Тем большей неожиданностью стал её протест против воплощения его самой сокровенной, хотя до поры и тайной, мечты: он страстно хотел стать императором. Вместо династии Бурбонов, выродившейся, бесперспективной, потому и свергнутой народом, он хотел создать новую династию – молодую, энергичную династию Бонапартов. Вот как раз против наследственной власти Бонапартов и была Жозефина. И сколько бы она ни говорила о том, что народ, сбросивший Людовика XVI, был не только против этого, в общем-то, вполне безобидного человека, он был против монархии как таковой, а значит, не следует навязывать французам изжившую себя форму правления, у неё были мотивы, далёкие от политики.

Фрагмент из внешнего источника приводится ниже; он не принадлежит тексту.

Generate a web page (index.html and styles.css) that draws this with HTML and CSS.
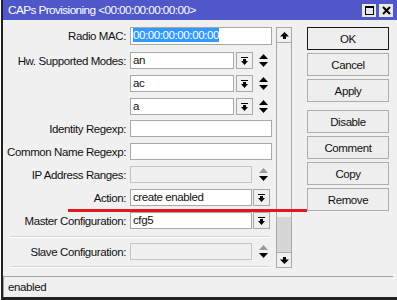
FILE: index.html
```html
<!DOCTYPE html>
<html lang="en">
<head>
  <meta charset="UTF-8" />
  <title>CAPs Provisioning</title>
  <link rel="stylesheet" href="styles.css">
</head>
<body>

<div class="window">
  <div class="titlebar">
    <span class="title">CAPs Provisioning &lt;00:00:00:00:00:00&gt;</span>
    <div class="title-btns">
      <span class="tbtn">
        <svg width="9" height="9" viewBox="0 0 9 9"><path d="M0 0h9v9H0z M1 2v6h7V2z" fill="#000" fill-rule="evenodd"/></svg>
      </span>
      <span class="tbtn">
        <svg width="9" height="9" viewBox="0 0 9 9"><path d="M1 1L8 8M8 1L1 8" stroke="#000" stroke-width="2"/></svg>
      </span>
    </div>
  </div>

  <div class="main">
    <div class="form">
      <div class="row first">
        <span class="label">Radio MAC:</span>
        <span class="field"><span class="sel">00:00:00:00:00:00</span></span>
      </div>

      <div class="row">
        <span class="label">Hw. Supported Modes:</span>
        <span class="field short">an</span>
        <span class="dd"><svg width="7" height="8" viewBox="0 0 7 8"><path d="M0 0h7v1H0z M2 2h3v2H2z M0 4h7L3.5 8z"/></svg></span>
        <span class="ud"><svg width="9" height="13" viewBox="0 0 9 13"><path d="M4.5 0L9 5H0z M0 8h9l-4.5 5z"/></svg></span>
      </div>
      <div class="row">
        <span class="label"></span>
        <span class="field short">ac</span>
        <span class="dd"><svg width="7" height="8" viewBox="0 0 7 8"><path d="M0 0h7v1H0z M2 2h3v2H2z M0 4h7L3.5 8z"/></svg></span>
        <span class="ud"><svg width="9" height="13" viewBox="0 0 9 13"><path d="M4.5 0L9 5H0z M0 8h9l-4.5 5z"/></svg></span>
      </div>
      <div class="row last-mode">
        <span class="label"></span>
        <span class="field short">a</span>
        <span class="dd"><svg width="7" height="8" viewBox="0 0 7 8"><path d="M0 0h7v1H0z M2 2h3v2H2z M0 4h7L3.5 8z"/></svg></span>
        <span class="ud"><svg width="9" height="13" viewBox="0 0 9 13"><path d="M4.5 0L9 5H0z M0 8h9l-4.5 5z"/></svg></span>
      </div>

      <div class="row">
        <span class="label">Identity Regexp:</span>
        <span class="field"></span>
      </div>
      <div class="row">
        <span class="label">Common Name Regexp:</span>
        <span class="field"></span>
      </div>
      <div class="row">
        <span class="label">IP Address Ranges:</span>
        <span class="field mid off"></span>
        <span class="ud wide"><svg width="9" height="13" viewBox="0 0 9 13"><path d="M4.5 0L9 5H0z" fill="#9a9a9a"/><path d="M0 8h9l-4.5 5z"/></svg></span>
      </div>
      <div class="row">
        <span class="label">Action:</span>
        <span class="field mid">create enabled</span>
        <span class="dd near"><svg width="7" height="8" viewBox="0 0 7 8"><path d="M0 0h7v1H0z M2 2h3v2H2z M0 4h7L3.5 8z"/></svg></span>
      </div>
      <div class="row master">
        <span class="label">Master Configuration:</span>
        <span class="field mid">cfg5</span>
        <span class="dd near"><svg width="7" height="8" viewBox="0 0 7 8"><path d="M0 0h7v1H0z M2 2h3v2H2z M0 4h7L3.5 8z"/></svg></span>
      </div>
      <div class="sep"></div>
      <div class="row slave">
        <span class="label">Slave Configuration:</span>
        <span class="field mid off"></span>
        <span class="ud wide"><svg width="9" height="13" viewBox="0 0 9 13"><path d="M4.5 0L9 5H0z" fill="#9a9a9a"/><path d="M0 8h9l-4.5 5z"/></svg></span>
      </div>
      <div class="sep"></div>
    </div>

    <div class="scroll">
      <div class="sb-btn up"><svg width="9" height="7" viewBox="0 0 9 7"><path d="M4.5 0L9 4.5H6V7H3V4.5H0z"/></svg></div>
      <div class="track"><div class="thumb"></div></div>
      <div class="sb-btn down"><svg width="9" height="7" viewBox="0 0 9 7"><path d="M3 0h3v2.5h3L4.5 7 0 2.5h3z"/></svg></div>
    </div>

    <div class="buttons">
      <div class="btn default">OK</div>
      <div class="btn">Cancel</div>
      <div class="btn">Apply</div>
      <div class="btn spaced">Disable</div>
      <div class="btn">Comment</div>
      <div class="btn">Copy</div>
      <div class="btn">Remove</div>
    </div>
  </div>

  <div class="status">enabled</div>

  <!-- red underline drawn over the dialog -->
  <div class="mark"></div>
</div>

</body>
</html>
```

FILE: styles.css
```css
* {
  box-sizing: border-box;
}

body {
  margin: 0;
  background-color: #fff;
  font-family: "Liberation Sans", Arial, sans-serif;
  font-size: 11.5px;
  letter-spacing: -0.4px;
  color: #111;
  overflow: hidden;
}

.window {
  position: relative;
  margin-left: 1px;
  height: 300px;
  border-left: 2px solid #222;
  border-bottom: 3px solid #222;
  background-color: #f0f0f0;
  display: flex;
  flex-direction: column;
}

.titlebar {
  height: 20px;
  flex: none;
  background-color: #4f57c9;
  color: #fff;
  display: flex;
  align-items: center;
  padding-left: 5px;
}

.title {
  font-size: 11.8px;
  letter-spacing: -0.6px;
}

.title-btns {
  margin-left: auto;
  margin-right: 4px;
  display: flex;
  gap: 3px;
}

.tbtn {
  width: 14px;
  height: 13px;
  background-color: #e8e8e8;
  display: flex;
  align-items: center;
  justify-content: center;
}

.main {
  height: 256px;
  flex: none;
  display: flex;
}

.form {
  width: 273px;
  padding-top: 7px;
}

.row {
  display: flex;
  align-items: center;
  height: 17px;
  margin-bottom: 6px;
}

.row.first {
  height: 18px;
  margin-bottom: 7px;
}

.row.last-mode {
  margin-bottom: 5px;
}

.row.master {
  margin-bottom: 7px;
}

.label {
  width: 123px;
  margin-right: 4px;
  text-align: right;
  white-space: nowrap;
}

.field {
  width: 142px;
  height: 100%;
  border: 1px solid #a8a8a8;
  background-color: #fff;
  padding-left: 2px;
  line-height: 15px;
  white-space: nowrap;
  overflow: hidden;
}

.field.short {
  width: 104px;
}

.field.mid {
  width: 122px;
}

.field.off {
  background-color: #f0f0f0;
  border-color: #c4c4c4;
}

.sel {
  background-color: #3399ff;
  color: #fff;
  display: inline-block;
  line-height: 14px;
}

.dd {
  width: 17px;
  height: 17px;
  margin-left: 2px;
  border: 1px solid #a8a8a8;
  background-color: #f0f0f0;
  display: flex;
  align-items: center;
  justify-content: center;
}

.dd.near {
  margin-left: 1px;
}

.ud {
  margin-left: 6px;
  display: flex;
}

.ud.wide {
  margin-left: 7px;
}

.sep {
  height: 2px;
  margin: 0 6px 5px 7px;
  border-top: 1px solid #d4d4d4;
  border-bottom: 1px solid #fff;
}

.scroll {
  width: 16px;
  height: 241px;
  margin-top: 7px;
  border: 1px solid #a8a8a8;
  background-color: #f0f0f0;
  display: flex;
  flex-direction: column;
}

.sb-btn {
  height: 15px;
  flex: none;
  display: flex;
  align-items: center;
  justify-content: center;
}

.sb-btn.up {
  border-bottom: 1px solid #a8a8a8;
}

.sb-btn.down {
  border-top: 1px solid #a8a8a8;
}

.track {
  flex: 1;
  display: flex;
  flex-direction: column;
  justify-content: flex-end;
}

.thumb {
  height: 35px;
  background-color: #d6d6d6;
}

.buttons {
  width: 82px;
  margin-left: 15px;
  padding-top: 7px;
  display: flex;
  flex-direction: column;
  gap: 3px;
}

.btn {
  height: 23px;
  border: 1px solid #adadad;
  background-color: #eeeeee;
  display: flex;
  align-items: center;
  justify-content: center;
}

.btn.default {
  border-color: #1a1a1a;
}

.btn.spaced {
  margin-top: 5px;
}

.status {
  height: 21px;
  flex: none;
  margin-right: 4px;
  border-top: 1px solid #a4a4a4;
  border-left: 1px solid #a4a4a4;
  padding-left: 4px;
  line-height: 20px;
}

.mark {
  position: absolute;
  left: 65px;
  top: 209px;
  width: 239px;
  height: 3px;
  background-color: #e0181e;
}
```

Она знала, что не может больше иметь детей. И хотя Наполеон считал, что это его вина, а она поддерживала это заблуждение, но сама-то знала: причина в ней. Это значило, что, если Наполеон всё-таки установит монархию, наследника у него не будет. И тогда – развод. Ей казалось, она не переживёт. Разумеется, это открыто не обсуждалось. Зато было широко известно: Жозефина против наследственной власти Бонапартов. Надо сказать, это привлекало к ней симпатии многих сторонников республиканских свобод.
А Наполеон, который в то время и подумать не мог о разводе с обожаемой Жозефиной, сумел найти выход из положения: предложил выдать её дочь Гортензию замуж за своего брата. Детей от этого нового союза Бонапартов и Богарне усыновят старшие. У Наполеона и Жозефины будут наследники. Об этом браке и его последствиях я расскажу в главе «Гортензия. Падчерица. Друг». А пока в семье Первого консула снова мир и согласие.
В её жизни не было и не будет времени счастливее.